### What the exercise asks
Lift out, unaltered, the lines of the material below between the line holding "Output the component" and the line holding "import React from", counting both.

### Data provided
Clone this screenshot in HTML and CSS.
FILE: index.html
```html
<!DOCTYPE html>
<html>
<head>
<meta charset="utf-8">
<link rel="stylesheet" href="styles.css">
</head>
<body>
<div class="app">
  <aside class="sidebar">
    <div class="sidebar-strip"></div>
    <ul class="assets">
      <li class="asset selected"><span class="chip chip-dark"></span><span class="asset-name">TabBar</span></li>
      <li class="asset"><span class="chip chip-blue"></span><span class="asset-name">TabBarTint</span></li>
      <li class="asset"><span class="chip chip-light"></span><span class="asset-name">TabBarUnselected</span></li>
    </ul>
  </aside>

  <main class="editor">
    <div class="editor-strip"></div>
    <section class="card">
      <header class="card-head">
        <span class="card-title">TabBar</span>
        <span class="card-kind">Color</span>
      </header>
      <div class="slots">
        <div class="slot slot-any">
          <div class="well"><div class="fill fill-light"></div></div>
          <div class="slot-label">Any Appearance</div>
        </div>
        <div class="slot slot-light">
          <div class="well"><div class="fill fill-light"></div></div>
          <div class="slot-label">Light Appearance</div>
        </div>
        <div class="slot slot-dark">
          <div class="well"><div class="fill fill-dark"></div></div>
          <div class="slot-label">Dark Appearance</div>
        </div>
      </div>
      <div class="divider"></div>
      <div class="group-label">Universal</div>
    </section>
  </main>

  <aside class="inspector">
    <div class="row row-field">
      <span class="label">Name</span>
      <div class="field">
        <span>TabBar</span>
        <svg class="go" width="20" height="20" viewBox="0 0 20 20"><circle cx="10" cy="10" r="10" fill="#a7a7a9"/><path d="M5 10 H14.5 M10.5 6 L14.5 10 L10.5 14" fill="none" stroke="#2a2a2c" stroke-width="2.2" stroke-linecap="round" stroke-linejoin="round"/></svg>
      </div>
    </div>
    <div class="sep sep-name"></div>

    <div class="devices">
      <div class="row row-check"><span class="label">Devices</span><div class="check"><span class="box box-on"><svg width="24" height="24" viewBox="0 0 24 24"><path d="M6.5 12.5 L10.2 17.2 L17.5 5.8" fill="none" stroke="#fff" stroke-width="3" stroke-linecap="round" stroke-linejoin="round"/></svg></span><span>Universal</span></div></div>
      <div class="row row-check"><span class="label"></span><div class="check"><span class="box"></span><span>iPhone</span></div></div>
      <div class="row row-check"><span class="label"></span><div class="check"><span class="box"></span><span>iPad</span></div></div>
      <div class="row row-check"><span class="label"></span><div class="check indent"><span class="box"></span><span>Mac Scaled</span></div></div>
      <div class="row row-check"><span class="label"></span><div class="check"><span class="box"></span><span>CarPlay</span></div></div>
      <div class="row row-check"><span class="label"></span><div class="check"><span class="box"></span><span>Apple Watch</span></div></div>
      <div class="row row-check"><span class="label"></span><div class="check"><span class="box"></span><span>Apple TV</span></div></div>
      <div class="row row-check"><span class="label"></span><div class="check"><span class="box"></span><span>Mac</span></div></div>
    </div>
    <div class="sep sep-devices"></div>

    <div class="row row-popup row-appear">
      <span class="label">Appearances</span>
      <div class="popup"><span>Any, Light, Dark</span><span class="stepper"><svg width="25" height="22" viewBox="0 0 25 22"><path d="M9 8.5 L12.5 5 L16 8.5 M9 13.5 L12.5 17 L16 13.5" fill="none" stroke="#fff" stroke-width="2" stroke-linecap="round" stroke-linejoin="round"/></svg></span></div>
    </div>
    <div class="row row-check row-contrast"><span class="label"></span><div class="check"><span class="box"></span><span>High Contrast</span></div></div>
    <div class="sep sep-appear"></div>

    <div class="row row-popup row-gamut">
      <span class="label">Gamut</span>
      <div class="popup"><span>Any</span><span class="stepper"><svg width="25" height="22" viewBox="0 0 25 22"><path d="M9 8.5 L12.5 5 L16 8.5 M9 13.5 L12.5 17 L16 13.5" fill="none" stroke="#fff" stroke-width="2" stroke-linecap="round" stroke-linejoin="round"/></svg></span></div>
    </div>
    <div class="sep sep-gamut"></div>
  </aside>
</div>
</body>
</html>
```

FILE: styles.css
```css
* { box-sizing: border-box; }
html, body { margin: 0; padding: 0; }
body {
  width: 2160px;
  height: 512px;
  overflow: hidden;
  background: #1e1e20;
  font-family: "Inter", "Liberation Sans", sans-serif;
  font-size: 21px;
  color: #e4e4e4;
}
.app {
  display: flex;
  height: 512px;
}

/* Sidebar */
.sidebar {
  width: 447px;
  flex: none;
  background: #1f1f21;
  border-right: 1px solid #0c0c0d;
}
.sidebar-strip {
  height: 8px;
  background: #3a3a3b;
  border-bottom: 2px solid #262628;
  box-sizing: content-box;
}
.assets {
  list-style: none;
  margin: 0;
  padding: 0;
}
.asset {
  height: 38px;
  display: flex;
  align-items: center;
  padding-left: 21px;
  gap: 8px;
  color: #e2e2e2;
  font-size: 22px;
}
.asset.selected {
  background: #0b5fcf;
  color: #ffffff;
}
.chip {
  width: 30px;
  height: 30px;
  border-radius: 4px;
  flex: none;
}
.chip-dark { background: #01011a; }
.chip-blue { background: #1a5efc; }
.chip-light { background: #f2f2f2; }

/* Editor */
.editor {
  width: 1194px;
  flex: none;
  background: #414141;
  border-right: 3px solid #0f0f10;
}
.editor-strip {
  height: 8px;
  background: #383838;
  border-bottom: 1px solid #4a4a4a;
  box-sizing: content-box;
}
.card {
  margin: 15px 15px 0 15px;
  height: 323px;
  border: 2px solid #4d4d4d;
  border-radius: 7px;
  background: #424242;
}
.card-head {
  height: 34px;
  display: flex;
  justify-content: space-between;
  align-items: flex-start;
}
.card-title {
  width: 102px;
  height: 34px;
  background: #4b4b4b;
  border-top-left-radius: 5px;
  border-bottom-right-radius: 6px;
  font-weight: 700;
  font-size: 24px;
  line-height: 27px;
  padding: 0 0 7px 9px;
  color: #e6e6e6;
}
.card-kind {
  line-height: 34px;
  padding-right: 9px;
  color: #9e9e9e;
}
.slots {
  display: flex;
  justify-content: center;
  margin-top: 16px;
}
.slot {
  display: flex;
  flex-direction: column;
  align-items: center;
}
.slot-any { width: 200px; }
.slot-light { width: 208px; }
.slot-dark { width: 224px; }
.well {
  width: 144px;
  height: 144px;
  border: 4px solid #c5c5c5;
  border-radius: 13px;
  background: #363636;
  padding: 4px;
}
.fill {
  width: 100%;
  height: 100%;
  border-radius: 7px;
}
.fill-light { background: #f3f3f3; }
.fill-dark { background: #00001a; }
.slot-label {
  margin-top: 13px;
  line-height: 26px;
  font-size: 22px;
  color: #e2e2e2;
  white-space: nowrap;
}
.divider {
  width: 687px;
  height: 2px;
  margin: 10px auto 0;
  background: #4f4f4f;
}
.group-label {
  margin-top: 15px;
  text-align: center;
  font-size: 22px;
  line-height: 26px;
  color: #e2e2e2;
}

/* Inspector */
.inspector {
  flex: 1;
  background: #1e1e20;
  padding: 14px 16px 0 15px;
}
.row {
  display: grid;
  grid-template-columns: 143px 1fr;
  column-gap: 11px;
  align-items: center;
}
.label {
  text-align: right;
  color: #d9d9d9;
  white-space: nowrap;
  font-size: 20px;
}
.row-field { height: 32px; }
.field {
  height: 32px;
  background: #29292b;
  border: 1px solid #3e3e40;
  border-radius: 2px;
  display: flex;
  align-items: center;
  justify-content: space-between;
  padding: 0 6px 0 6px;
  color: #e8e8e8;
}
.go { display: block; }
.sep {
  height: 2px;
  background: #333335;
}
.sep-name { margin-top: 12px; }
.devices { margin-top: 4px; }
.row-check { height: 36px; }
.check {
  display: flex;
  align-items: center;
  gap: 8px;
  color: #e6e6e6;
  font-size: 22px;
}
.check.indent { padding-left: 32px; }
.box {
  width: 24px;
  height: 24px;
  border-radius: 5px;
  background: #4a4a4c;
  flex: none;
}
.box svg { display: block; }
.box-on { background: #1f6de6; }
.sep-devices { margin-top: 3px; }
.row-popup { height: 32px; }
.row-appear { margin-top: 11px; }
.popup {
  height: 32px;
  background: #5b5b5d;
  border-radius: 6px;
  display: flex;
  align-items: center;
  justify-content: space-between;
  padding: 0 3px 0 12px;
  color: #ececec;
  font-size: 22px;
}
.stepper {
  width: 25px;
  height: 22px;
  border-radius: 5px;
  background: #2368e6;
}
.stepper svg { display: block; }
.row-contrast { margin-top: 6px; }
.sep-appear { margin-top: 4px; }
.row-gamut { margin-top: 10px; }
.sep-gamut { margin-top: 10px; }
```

...

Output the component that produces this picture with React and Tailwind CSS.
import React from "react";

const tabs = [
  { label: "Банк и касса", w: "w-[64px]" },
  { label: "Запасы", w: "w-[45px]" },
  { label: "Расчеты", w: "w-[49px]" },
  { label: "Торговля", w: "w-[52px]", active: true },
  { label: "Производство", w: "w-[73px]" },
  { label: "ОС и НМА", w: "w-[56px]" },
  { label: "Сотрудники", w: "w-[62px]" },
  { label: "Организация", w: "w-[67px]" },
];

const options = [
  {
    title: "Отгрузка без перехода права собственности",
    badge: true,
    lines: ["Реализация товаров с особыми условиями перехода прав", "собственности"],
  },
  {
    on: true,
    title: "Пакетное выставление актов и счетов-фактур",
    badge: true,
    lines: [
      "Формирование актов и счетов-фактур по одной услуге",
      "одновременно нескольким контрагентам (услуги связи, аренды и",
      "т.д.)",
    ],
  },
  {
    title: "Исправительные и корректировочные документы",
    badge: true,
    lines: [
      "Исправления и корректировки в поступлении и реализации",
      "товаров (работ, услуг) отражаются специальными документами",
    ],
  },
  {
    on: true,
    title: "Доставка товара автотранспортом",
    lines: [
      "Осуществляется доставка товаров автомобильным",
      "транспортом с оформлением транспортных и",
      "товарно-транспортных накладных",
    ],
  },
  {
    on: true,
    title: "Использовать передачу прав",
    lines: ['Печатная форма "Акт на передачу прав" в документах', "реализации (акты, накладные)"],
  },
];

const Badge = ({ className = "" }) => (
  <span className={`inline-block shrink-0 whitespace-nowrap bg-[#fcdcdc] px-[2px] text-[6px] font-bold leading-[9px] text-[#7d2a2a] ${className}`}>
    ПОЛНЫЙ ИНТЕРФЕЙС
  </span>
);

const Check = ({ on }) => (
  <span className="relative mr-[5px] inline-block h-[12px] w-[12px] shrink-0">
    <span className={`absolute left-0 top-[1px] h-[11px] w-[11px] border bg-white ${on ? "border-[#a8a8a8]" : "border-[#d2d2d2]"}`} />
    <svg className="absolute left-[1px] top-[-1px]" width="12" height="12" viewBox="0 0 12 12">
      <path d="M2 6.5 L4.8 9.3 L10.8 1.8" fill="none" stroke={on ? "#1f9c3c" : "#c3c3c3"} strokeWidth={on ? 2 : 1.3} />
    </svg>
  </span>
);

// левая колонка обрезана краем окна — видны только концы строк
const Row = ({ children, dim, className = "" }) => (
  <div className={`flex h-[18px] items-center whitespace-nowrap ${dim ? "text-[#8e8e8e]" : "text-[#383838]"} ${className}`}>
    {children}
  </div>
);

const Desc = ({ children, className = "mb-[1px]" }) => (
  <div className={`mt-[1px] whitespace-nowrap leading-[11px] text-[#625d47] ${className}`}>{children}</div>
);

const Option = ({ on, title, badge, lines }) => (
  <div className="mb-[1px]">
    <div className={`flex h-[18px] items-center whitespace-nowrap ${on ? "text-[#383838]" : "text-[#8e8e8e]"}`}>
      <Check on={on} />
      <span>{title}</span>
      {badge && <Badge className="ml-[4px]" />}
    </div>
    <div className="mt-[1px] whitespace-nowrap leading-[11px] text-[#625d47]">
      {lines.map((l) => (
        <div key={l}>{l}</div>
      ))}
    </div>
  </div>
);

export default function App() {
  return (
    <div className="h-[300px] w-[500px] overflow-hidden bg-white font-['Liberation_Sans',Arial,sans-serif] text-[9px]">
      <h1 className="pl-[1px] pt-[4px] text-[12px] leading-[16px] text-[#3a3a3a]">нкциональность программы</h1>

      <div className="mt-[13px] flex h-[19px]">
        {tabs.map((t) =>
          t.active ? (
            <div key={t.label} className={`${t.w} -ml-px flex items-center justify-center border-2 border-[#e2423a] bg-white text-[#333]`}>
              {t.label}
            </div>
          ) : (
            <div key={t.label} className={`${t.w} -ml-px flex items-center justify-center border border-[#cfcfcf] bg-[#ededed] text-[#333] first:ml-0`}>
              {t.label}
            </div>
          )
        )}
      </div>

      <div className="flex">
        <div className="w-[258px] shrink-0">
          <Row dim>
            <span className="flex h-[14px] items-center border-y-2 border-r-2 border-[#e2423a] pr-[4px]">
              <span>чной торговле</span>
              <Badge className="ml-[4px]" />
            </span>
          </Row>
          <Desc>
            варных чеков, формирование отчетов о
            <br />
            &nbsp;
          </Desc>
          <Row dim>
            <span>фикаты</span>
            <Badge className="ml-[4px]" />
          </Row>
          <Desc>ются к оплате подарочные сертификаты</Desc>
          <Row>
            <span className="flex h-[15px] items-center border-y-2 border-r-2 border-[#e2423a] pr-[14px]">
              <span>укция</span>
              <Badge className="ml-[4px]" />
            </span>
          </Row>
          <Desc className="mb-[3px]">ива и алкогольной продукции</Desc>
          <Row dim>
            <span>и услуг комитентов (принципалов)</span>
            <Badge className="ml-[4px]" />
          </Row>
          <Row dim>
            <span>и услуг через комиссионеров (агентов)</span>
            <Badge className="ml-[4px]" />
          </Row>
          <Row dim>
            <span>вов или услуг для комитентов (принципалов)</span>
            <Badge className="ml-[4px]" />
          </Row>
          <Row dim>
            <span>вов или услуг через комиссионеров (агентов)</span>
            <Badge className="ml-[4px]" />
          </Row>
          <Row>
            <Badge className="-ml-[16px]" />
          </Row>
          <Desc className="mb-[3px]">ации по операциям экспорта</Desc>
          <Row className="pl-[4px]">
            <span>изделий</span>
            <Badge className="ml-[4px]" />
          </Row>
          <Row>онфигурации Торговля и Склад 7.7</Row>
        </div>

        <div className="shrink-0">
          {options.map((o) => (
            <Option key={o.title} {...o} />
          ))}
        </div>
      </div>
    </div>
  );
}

--

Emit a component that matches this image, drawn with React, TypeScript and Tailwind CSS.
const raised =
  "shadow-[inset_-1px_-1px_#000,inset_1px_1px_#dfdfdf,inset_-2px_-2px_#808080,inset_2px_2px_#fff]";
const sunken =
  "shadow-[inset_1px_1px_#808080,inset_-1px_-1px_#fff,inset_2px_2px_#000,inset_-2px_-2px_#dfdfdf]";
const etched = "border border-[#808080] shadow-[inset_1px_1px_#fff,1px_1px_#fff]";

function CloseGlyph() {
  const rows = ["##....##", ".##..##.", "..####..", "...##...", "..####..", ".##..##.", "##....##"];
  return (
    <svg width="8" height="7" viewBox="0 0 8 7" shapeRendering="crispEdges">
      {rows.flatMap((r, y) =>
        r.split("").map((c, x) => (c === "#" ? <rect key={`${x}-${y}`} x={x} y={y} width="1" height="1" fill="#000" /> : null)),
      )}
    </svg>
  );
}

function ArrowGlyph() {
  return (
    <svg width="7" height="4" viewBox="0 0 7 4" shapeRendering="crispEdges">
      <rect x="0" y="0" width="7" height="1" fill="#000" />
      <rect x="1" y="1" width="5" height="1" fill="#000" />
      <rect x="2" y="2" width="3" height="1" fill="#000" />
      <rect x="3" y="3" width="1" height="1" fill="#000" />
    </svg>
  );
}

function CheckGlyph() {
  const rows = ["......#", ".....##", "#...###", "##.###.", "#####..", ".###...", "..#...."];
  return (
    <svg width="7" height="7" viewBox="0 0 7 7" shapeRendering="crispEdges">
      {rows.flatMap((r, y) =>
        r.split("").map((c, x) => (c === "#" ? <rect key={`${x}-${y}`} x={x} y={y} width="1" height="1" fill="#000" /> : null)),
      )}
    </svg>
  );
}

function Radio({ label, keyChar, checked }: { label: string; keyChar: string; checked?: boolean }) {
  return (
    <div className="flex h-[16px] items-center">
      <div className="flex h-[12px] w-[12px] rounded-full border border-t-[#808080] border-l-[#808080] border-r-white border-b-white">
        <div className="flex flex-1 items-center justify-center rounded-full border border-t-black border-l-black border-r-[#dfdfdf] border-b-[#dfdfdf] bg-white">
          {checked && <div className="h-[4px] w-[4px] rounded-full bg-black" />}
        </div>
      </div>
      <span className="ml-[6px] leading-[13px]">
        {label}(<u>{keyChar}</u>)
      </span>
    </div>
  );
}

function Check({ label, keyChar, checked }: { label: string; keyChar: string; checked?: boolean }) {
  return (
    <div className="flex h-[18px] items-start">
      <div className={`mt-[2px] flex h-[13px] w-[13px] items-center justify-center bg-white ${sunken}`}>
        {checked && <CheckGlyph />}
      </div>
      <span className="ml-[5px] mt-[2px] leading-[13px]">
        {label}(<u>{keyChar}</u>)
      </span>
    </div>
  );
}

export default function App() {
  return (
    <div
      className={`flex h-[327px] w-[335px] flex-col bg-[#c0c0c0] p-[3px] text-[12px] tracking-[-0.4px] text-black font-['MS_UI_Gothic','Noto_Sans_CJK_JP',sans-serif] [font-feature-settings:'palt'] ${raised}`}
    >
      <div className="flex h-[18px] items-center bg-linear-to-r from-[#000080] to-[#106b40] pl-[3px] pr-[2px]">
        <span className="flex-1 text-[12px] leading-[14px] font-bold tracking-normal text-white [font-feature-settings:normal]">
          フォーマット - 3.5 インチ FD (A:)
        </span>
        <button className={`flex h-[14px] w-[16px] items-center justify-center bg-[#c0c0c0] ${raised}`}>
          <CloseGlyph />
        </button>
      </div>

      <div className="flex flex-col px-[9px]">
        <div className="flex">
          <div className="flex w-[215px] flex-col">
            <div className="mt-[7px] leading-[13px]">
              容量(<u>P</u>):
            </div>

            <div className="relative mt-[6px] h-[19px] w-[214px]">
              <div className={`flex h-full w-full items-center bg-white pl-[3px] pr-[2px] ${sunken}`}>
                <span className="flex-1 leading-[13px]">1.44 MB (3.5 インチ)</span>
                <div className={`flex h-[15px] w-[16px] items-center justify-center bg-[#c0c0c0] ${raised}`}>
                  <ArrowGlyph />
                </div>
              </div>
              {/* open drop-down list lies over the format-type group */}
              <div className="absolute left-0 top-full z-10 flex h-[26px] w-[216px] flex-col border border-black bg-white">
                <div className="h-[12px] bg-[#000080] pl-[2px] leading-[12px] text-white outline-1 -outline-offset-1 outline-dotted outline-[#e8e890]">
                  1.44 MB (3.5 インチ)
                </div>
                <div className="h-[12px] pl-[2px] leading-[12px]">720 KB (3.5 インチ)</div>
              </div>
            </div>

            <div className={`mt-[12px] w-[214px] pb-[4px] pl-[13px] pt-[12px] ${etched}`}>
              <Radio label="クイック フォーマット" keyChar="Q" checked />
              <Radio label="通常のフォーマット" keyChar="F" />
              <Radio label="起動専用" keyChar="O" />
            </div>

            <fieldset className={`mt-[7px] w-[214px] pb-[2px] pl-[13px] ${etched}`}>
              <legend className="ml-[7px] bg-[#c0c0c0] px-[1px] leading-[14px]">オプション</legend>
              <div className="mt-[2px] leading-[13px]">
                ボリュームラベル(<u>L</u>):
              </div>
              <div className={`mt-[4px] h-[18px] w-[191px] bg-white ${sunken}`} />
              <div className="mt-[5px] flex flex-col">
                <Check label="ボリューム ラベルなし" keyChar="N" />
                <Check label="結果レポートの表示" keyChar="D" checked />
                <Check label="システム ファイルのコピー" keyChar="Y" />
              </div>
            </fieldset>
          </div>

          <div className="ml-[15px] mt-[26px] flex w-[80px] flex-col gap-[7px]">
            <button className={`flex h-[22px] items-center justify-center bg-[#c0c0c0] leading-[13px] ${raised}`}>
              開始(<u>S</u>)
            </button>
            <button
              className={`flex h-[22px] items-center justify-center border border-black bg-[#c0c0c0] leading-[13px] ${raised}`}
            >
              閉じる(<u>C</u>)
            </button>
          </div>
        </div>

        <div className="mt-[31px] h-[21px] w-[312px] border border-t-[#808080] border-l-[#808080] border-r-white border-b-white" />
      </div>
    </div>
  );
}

### Complete answer
Output the component that produces this picture with React and Tailwind CSS.
import React from "react";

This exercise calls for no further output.